An adventure is just poor planning; I didn’t get it back then, it just annoyed me that he didn’t seem to be worried about this obvious DISASTER of a trip. I didn’t get this “take things as they come” mentality. But as the hours went by, and we were passing colorful houses and alien looking trees, my sister and I started to sing and dance in our roller coaster of a car and we even went along with my mother’s idea of picking up a hitchhiker to give us directions. During this week in Belize literally everything went wrong. My dad is pretty much blind (but denies his handicap) and fell into an empty hot tub, permanently breaking his foot. I got attacked by sand flies for which we had to go to a local witch doctor (yes, a witch doctor who lives in an old bus) to get this homemade bug bite hemp oil. We went canoeing and got caught in a storm, scuba diving and my sister could barely swim in the choppy waves, and we loved it. It was a real adventure because I let go of controlling everything and realized I can be comfortable with discomfort.
I discovered this mentality there, but I really started to develop it more when I studied abroad in Europe last year. Before this, I had dealt with plenty of challenges, from a mother with breast cancer, a diabetic father, and all the normal struggles of a high school girl (heartbreaks, losses, one time when my car caught on fire…), but I’d never applied any of my coping skills to traveling. I’ve been to several countries; from Vietnam, India, much of Europe, and I am currently in the middle of my own little adventure teaching English in Germany. Every day that I live abroad, I find myself coming back to this statement and now I get it. If you want an adventure, leave your daily site-seeing schedule at home, and accept things don’t have to go smoothly to be enjoyable.
I am not saying this is easy, but accepting uncertainty and discomfort is a part of traveling, and life. Let go of this idea that if you miss your flight or get lost the trip is “ruined.” Traveling isn’t all just taking fun selfies with half naked statues or drinking giant beers at a crowded table with 50 new best friends. It’s running out of data when you are lost in Prague, and having to mime “TRAIN STATION” to the local baker; or when you miss a train in Rome because you were busy chitchatting with your bestie. These things happen, just stop and accept that you are not in control, and that’s half the fun. You realize that playing eye spy for two hours in the Rome station waiting for the next train can be amazing, and if you can entertain yourself there, then boredom truly does not exist. These are all experiences that push you to be creative, resourceful, and maybe even a bit sassy (that man in Italy was going to let my little sister use the bathroom whether he liked it or not).
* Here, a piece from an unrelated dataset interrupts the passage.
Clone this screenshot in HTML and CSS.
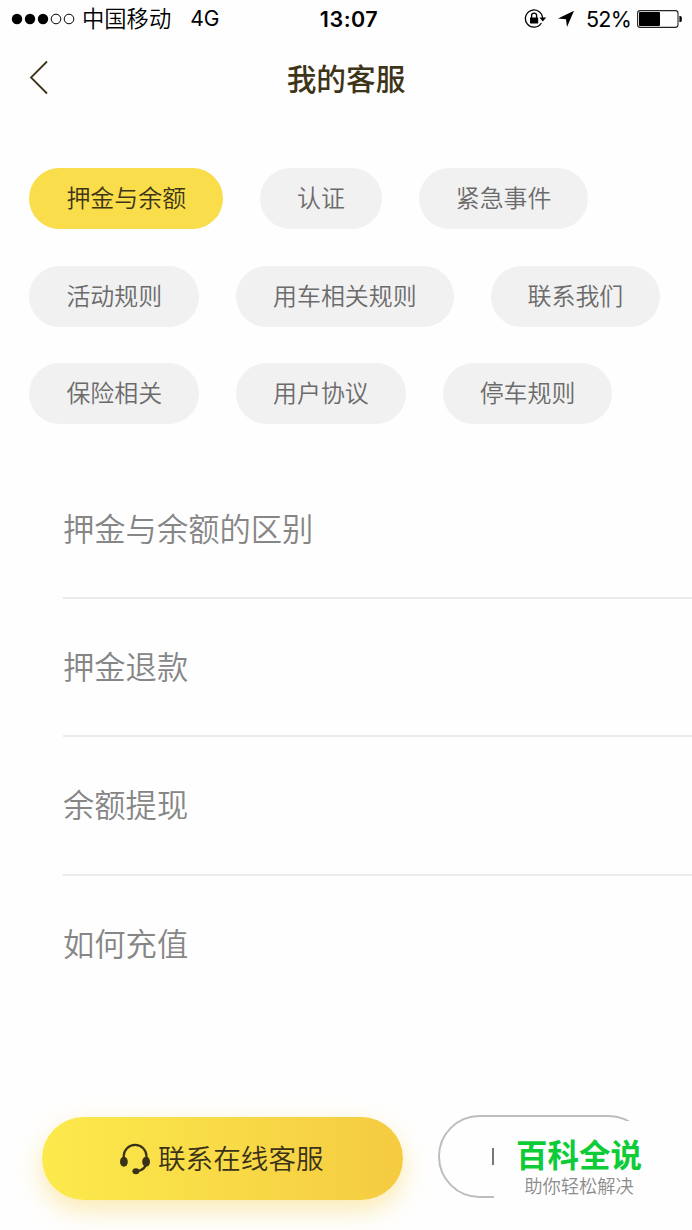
FILE: index.html
```html
<!DOCTYPE html>
<html lang="zh-CN">
<head>
<meta charset="utf-8">
<title>我的客服</title>
<link rel="stylesheet" href="styles.css">
</head>
<body>
<div class="screen">
  <div class="status">
    <div class="status-left">
      <svg class="signal" width="64" height="12" viewBox="0 0 64 12">
        <g fill="#000"><circle cx="6" cy="6" r="5.2"/><circle cx="19" cy="6" r="5.2"/><circle cx="32" cy="6" r="5.2"/></g>
        <g fill="none" stroke="#000" stroke-width="1"><circle cx="45" cy="6" r="4.8"/><circle cx="58" cy="6" r="4.8"/></g>
      </svg>
      <span class="carrier">中国移动</span>
      <span class="network">4G</span>
    </div>
    <div class="time">13:07</div>
    <div class="status-right">
      <svg width="24" height="22" viewBox="0 0 24 22">
        <path d="M17.400 15A8.600 8.600 0 1 1 18.600 10.500" fill="none" stroke="#000" stroke-width="1.300"/>
        <path d="M15.400 9.400h6.800l-3.400 4z" fill="#000"/>
        <rect x="6" y="9.400" width="8.200" height="6" rx=".6" fill="#000"/>
        <path d="M7.600 10V7.600a2.500 2.500 0 0 1 5 0V10" fill="none" stroke="#000" stroke-width="1.400"/>
      </svg>
      <svg class="locate" width="18" height="18" viewBox="0 0 18 18"><path d="M17 .8 10 17 9 9.200 1 8.400z" fill="#000"/></svg>
      <span class="percent">52%</span>
      <svg class="battery" width="45" height="18" viewBox="0 0 45 18">
        <rect x=".6" y=".6" width="40.400" height="16.800" rx="2.600" fill="none" stroke="#222" stroke-width="1.100"/>
        <rect x="2" y="2" width="21" height="14" rx="1" fill="#000"/>
        <path d="M42.400 6h.8a1.600 1.600 0 0 1 1.600 1.600v2.800a1.600 1.600 0 0 1-1.600 1.600h-.8z" fill="#000"/>
      </svg>
    </div>
  </div>

  <header class="nav">
    <svg class="back" width="20" height="36" viewBox="0 0 20 36"><path d="M18 1.500 2 17.500 18 33.500" fill="none" stroke="#3e3518" stroke-width="1.800"/></svg>
    <h1 class="title">我的客服</h1>
  </header>

  <div class="chips">
    <div class="chip-row"><span class="chip active">押金与余额</span><span class="chip">认证</span><span class="chip">紧急事件</span></div>
    <div class="chip-row"><span class="chip">活动规则</span><span class="chip">用车相关规则</span><span class="chip">联系我们</span></div>
    <div class="chip-row"><span class="chip">保险相关</span><span class="chip">用户协议</span><span class="chip">停车规则</span></div>
  </div>

  <ul class="list">
    <li class="item">押金与余额的区别</li>
    <li class="item">押金退款</li>
    <li class="item">余额提现</li>
    <li class="item">如何充值</li>
  </ul>

  <footer class="actions">
    <div class="btn primary">
      <svg class="headset" width="32" height="32" viewBox="0 0 32 32">
        <path d="M4.700 16V13.300A11.400 11.400 0 0 1 27.500 13.300V18C27.500 24 24 27.500 17 28.200" fill="none" stroke="#3a3218" stroke-width="2.200"/>
        <ellipse cx="4.900" cy="18.800" rx="3.900" ry="5" fill="#3a3218"/>
        <ellipse cx="27.100" cy="18.800" rx="3.900" ry="5" fill="#3a3218"/>
        <ellipse cx="16.900" cy="28.200" rx="3.500" ry="3" fill="#3a3218"/>
      </svg>
      <span>联系在线客服</span>
    </div>
    <div class="btn secondary">
      <span class="stroke"></span>
      <div class="badge">
        <strong class="badge-name">百科全说</strong>
        <span class="badge-sub">助你轻松解决</span>
      </div>
    </div>
  </footer>
</div>
</body>
</html>
```
FILE: styles.css
```css
* { box-sizing: border-box; }
body { margin: 0; background: #fefefe; font-family: Inter, "Noto Sans CJK SC", sans-serif; }
.screen { width: 692px; height: 1230px; overflow: hidden; display: flex; flex-direction: column; background: #fefefe; }

.status { height: 38px; flex: none; display: grid; grid-template-columns: 300px 98px 1fr; align-items: center; color: #000; font-size: 22px; line-height: 38px; }
.status-left { display: flex; align-items: center; padding-left: 11px; }
.carrier { margin-left: 7px; font-size: 22.300px; font-weight: 350; }
.network { margin-left: 19px; font-size: 21px; }
.time { text-align: center; font-weight: 600; font-size: 21.500px; letter-spacing: .5px; }
.status-right { display: flex; align-items: center; justify-content: flex-end; padding-right: 10px; }
.locate { margin-left: 9px; }
.percent { margin: 0 6px 0 11px; font-size: 21.500px; letter-spacing: -.8px; }

.nav { height: 80px; flex: none; display: grid; grid-template-columns: 120px 1fr 120px; align-items: center; }
.back { margin-left: 29px; }
.title { margin: 0; padding-top: 2px; text-align: center; font-size: 29.700px; line-height: 44px; font-weight: 500; color: #3e3518; }

.chips { margin-top: 50px; padding-left: 29.400px; display: flex; flex-direction: column; gap: 36.700px; flex: none; }
.chip-row { display: flex; gap: 36.900px; }
.chip { height: 61px; padding: 0 37px; border-radius: 31px; background: #f1f1f1; color: #6b6b6b; font-size: 23.950px; font-weight: 350; line-height: 62px; white-space: nowrap; }
.chip.active { background: #f9dd4a; color: #3e3518; }

.list { list-style: none; margin: 36.300px 0 0; padding: 0 0 0 63px; flex: none; }
.item { height: 138.400px; line-height: 139px; font-size: 31.300px; font-weight: 350; color: #868686; border-bottom: 2px solid #ebebeb; }
.item:last-child { border-bottom: 0; }

.actions { margin-top: auto; padding: 0 0 30px 42px; display: flex; gap: 35.500px; align-items: flex-end; flex: none; }
.btn { border-radius: 42px; display: flex; align-items: center; }
.primary { width: 360.500px; height: 83px; padding-left: 77px; background: linear-gradient(90deg, #fcea4c, #f5cb41); box-shadow: 0 10px 26px rgba(248, 208, 70, .42); color: #3a3218; font-size: 27.600px; font-weight: 350; line-height: 40px; }
.headset { margin-right: 7px; }
.secondary { position: relative; width: 212px; height: 83px; margin-bottom: 2px; border: 2px solid #bdbdbd; padding-left: 52px; }
.stroke { width: 2px; height: 17px; background: #777; }
.badge { position: absolute; left: 54px; top: 4px; width: 170px; height: 84px; background: #fefefe; display: flex; flex-direction: column; align-items: center; padding-top: 15px; }
.badge-name { font-size: 31.500px; line-height: 40px; font-weight: 700; color: #0dcc37; }
.badge-sub { font-size: 18.300px; line-height: 20px; color: #8c8c8c; font-weight: 350; }
```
The secret to adventure is letting yourself find adventure in everything. Adventure is unpredictable, running into the unknown, and hoping you come home not only scathed, but maybe even a little bruised too (looking at you, hills of Ireland). If you come back from a journey and you are the same, you never really left home. I can only say that the process of comfortable discomfort involves a lot of breathing, and revaluating situations. Slow down, pause; recognize you are anxious, or worried, and rethink these feelings into excitement at approaching a challenge, or curiosity to how this situation will turn out. Sometimes when I am going to be catching multiple trains or trying to navigate somewhere new, I think of every step as a level in a video game. Every successful step is a “win”, and then even if things don’t turn out as I thought, the whole day is never a loss, just a surprise level in a very “in real life” game. The memories I cherish the most are those exciting side roads that stumbled onto a hidden beach with a ladder into the ocean, or missing the ferry you meant to take so you sit and chat eating Cornetto ice-cream on a secluded island in Croatia.
These memories stick with us; though they may not be the memories we see on Instagram, they will be the ones you return to and share with friends. Be present, don’t spend so much time planning your day that you never actually let yourself experience the journey. Comfortable with discomfort happens in the moment, in the second something goes unexpectedly, where you either choose to panic and worry, like I did, lost in the middle of nowhere, or you breathe, smile, and say… so now the adventure begins.